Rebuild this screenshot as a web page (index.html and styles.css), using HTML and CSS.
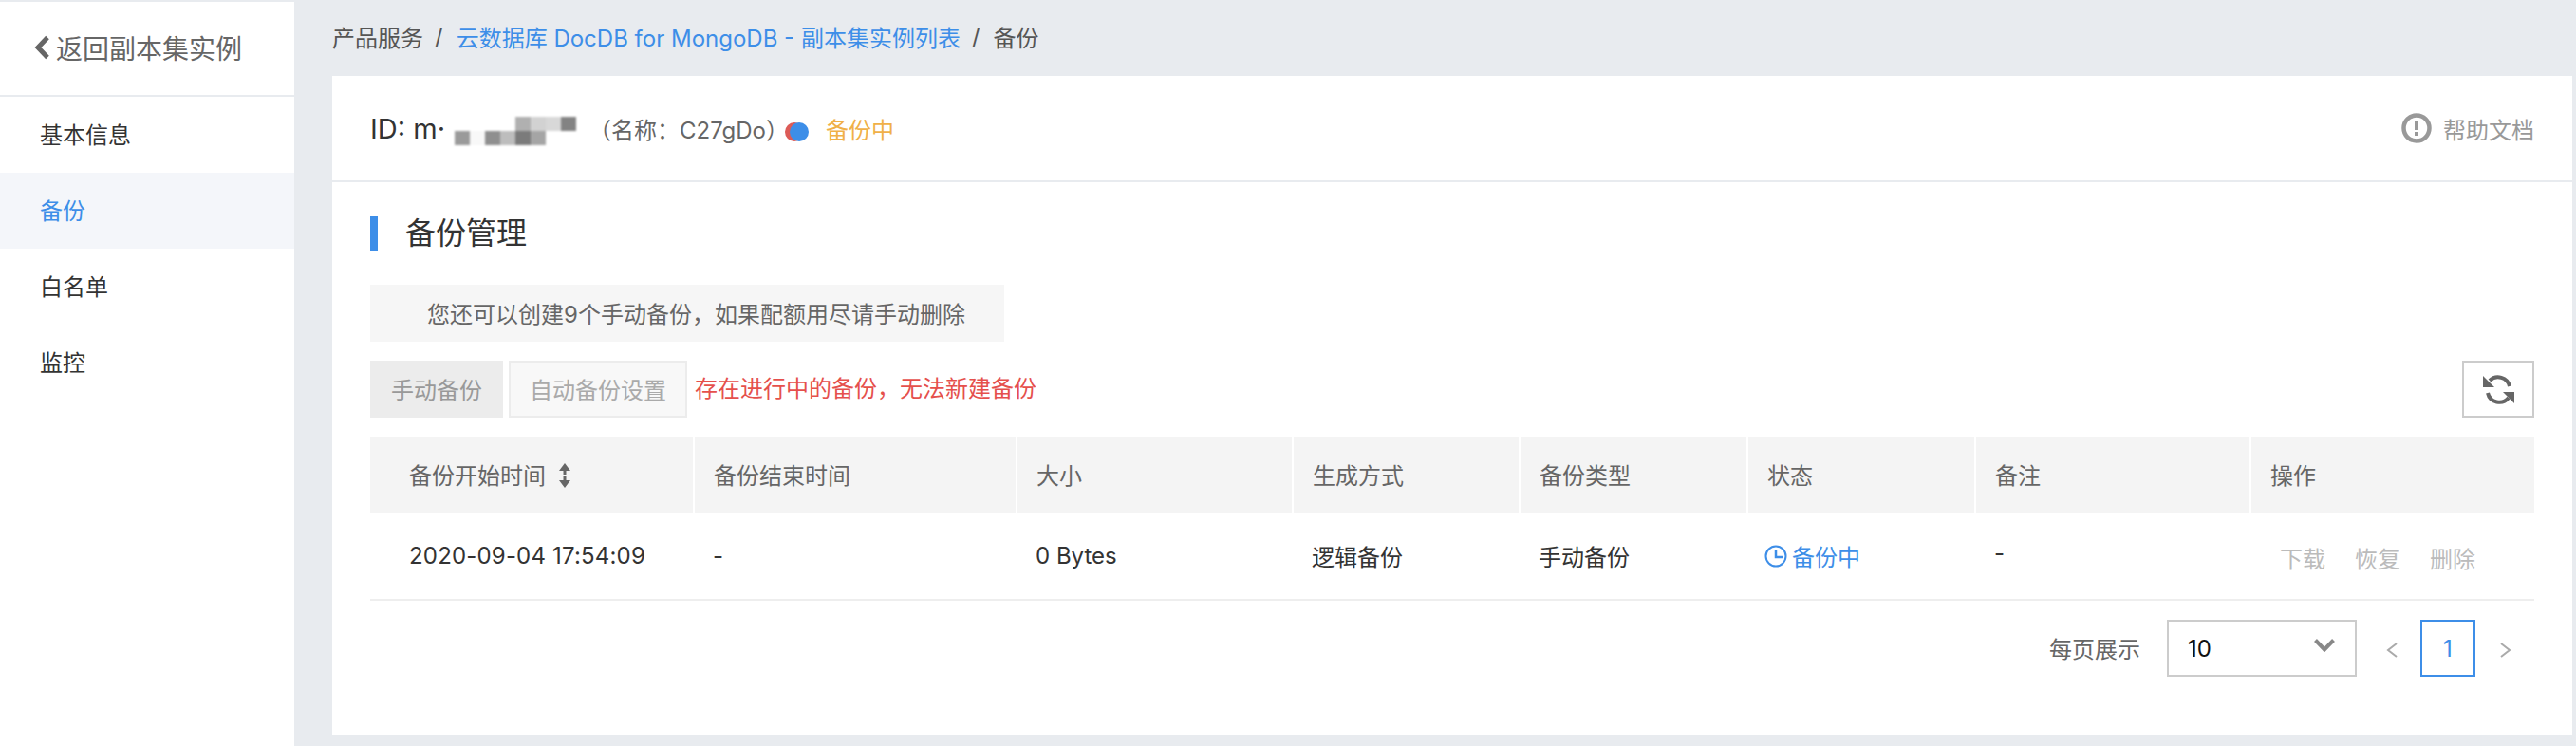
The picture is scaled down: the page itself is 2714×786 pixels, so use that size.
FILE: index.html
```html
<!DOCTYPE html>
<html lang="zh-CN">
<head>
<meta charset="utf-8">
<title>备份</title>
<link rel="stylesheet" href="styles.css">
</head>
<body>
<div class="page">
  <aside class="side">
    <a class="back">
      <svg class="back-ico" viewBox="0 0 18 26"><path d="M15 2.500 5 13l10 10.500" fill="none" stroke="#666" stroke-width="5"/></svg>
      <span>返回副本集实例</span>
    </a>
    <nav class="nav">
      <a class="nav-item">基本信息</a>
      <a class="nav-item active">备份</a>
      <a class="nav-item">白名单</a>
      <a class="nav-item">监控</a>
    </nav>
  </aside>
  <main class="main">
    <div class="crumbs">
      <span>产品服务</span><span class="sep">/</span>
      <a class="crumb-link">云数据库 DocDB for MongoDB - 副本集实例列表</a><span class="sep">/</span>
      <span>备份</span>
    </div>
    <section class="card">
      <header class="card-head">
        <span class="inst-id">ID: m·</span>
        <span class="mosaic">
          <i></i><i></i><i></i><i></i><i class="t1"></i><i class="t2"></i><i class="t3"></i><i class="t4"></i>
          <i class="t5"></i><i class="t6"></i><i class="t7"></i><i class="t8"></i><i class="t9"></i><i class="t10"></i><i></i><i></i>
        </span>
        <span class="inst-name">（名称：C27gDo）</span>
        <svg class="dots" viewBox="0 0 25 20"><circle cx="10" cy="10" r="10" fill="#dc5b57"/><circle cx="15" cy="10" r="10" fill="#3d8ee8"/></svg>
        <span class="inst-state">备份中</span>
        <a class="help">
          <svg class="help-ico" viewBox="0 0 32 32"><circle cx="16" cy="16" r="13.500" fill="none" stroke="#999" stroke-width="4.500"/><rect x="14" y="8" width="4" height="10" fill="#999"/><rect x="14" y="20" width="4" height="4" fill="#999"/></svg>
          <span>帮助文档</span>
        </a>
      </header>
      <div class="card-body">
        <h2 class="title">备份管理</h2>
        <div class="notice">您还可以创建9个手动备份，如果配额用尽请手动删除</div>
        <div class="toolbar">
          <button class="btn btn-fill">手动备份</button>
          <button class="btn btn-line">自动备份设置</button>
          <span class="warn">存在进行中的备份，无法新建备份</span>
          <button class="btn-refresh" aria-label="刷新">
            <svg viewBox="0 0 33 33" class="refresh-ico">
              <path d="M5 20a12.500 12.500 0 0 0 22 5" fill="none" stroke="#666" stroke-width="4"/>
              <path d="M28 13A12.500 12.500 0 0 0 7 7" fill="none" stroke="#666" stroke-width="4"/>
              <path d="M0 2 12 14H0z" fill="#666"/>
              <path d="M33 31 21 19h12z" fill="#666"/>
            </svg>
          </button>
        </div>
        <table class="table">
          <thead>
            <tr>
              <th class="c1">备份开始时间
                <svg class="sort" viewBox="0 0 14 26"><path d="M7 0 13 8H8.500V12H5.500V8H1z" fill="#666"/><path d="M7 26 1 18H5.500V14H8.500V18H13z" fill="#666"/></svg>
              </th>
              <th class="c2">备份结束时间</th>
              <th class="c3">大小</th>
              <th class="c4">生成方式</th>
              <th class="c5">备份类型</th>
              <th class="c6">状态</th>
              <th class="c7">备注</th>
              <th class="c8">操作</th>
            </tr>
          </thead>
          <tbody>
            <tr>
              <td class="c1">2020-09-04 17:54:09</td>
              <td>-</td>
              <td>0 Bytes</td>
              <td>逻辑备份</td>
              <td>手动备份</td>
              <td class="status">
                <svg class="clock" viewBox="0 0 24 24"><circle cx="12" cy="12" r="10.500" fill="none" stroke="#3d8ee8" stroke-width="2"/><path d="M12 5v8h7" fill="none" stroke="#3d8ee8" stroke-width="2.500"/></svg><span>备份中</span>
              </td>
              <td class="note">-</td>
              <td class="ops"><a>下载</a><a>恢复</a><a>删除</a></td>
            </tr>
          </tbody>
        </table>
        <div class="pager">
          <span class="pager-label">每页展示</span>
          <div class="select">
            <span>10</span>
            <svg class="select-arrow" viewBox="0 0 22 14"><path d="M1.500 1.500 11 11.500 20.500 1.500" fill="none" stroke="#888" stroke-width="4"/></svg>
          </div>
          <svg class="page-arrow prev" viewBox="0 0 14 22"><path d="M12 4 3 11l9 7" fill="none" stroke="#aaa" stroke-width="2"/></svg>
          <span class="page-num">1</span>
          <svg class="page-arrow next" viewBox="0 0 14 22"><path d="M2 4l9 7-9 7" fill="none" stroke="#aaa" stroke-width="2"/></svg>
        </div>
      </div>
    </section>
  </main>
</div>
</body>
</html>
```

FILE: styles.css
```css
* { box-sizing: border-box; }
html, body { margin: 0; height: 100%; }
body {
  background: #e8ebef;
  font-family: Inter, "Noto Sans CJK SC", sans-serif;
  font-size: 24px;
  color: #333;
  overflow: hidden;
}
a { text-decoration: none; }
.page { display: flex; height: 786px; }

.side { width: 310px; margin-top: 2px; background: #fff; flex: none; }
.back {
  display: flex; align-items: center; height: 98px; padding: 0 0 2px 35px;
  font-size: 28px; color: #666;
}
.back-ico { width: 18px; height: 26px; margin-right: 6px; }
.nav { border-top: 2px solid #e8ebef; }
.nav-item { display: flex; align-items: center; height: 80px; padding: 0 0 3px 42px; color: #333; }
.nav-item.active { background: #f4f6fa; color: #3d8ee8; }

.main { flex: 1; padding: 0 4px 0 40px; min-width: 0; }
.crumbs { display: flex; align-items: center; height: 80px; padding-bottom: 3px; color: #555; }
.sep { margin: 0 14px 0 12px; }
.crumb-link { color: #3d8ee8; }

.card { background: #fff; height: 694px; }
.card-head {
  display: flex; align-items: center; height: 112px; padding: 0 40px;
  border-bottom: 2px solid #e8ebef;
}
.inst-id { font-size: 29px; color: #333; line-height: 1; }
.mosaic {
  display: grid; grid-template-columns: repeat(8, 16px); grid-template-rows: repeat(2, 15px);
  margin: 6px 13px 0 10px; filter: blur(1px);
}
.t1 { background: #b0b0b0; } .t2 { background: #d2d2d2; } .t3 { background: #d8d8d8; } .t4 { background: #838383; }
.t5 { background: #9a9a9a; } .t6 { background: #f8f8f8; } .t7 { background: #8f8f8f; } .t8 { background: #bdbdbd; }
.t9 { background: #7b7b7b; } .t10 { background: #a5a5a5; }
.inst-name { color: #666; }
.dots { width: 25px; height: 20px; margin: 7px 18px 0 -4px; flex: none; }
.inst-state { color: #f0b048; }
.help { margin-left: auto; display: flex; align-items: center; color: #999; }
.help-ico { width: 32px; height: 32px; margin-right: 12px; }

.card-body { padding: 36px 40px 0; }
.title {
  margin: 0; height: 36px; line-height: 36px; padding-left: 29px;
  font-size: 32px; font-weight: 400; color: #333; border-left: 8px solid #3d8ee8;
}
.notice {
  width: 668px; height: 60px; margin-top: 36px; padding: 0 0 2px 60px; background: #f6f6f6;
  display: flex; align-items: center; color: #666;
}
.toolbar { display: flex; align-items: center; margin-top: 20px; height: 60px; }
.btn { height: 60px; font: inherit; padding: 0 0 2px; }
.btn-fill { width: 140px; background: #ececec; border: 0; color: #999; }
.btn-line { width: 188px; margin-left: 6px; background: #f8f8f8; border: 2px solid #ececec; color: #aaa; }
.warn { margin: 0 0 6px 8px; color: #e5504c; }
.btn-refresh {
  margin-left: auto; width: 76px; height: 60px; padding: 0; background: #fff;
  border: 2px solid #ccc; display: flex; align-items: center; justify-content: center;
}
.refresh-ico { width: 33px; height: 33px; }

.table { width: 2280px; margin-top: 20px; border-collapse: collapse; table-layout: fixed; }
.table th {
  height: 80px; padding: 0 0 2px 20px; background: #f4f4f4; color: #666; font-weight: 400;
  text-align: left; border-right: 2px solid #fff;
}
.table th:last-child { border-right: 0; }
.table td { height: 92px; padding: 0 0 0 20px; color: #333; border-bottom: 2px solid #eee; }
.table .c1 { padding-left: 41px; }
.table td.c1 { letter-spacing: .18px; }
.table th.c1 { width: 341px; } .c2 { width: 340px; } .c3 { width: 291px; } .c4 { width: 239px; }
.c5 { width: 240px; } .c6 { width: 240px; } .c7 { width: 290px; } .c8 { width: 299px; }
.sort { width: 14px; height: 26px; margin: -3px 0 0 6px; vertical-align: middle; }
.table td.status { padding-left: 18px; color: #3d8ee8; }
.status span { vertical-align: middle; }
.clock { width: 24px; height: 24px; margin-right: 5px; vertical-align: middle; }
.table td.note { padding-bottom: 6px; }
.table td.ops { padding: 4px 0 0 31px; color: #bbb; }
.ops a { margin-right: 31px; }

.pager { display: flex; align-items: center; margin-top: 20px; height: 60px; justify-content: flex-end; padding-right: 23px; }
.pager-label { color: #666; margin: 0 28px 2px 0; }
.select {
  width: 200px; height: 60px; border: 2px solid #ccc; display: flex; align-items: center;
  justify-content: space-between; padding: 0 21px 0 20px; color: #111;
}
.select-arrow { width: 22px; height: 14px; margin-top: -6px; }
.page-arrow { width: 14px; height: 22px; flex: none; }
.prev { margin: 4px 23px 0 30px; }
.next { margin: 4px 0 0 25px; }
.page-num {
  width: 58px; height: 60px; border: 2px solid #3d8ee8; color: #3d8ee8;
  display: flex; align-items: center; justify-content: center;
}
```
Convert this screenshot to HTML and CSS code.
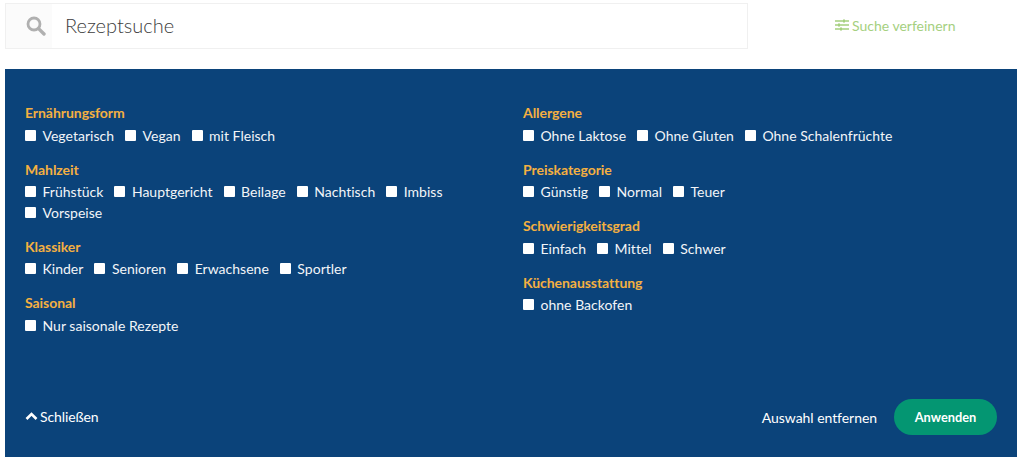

________

_Given exercise_: Only a number is wanted here: how many lines in the data above include the string "styles"?

_Full solution_: 3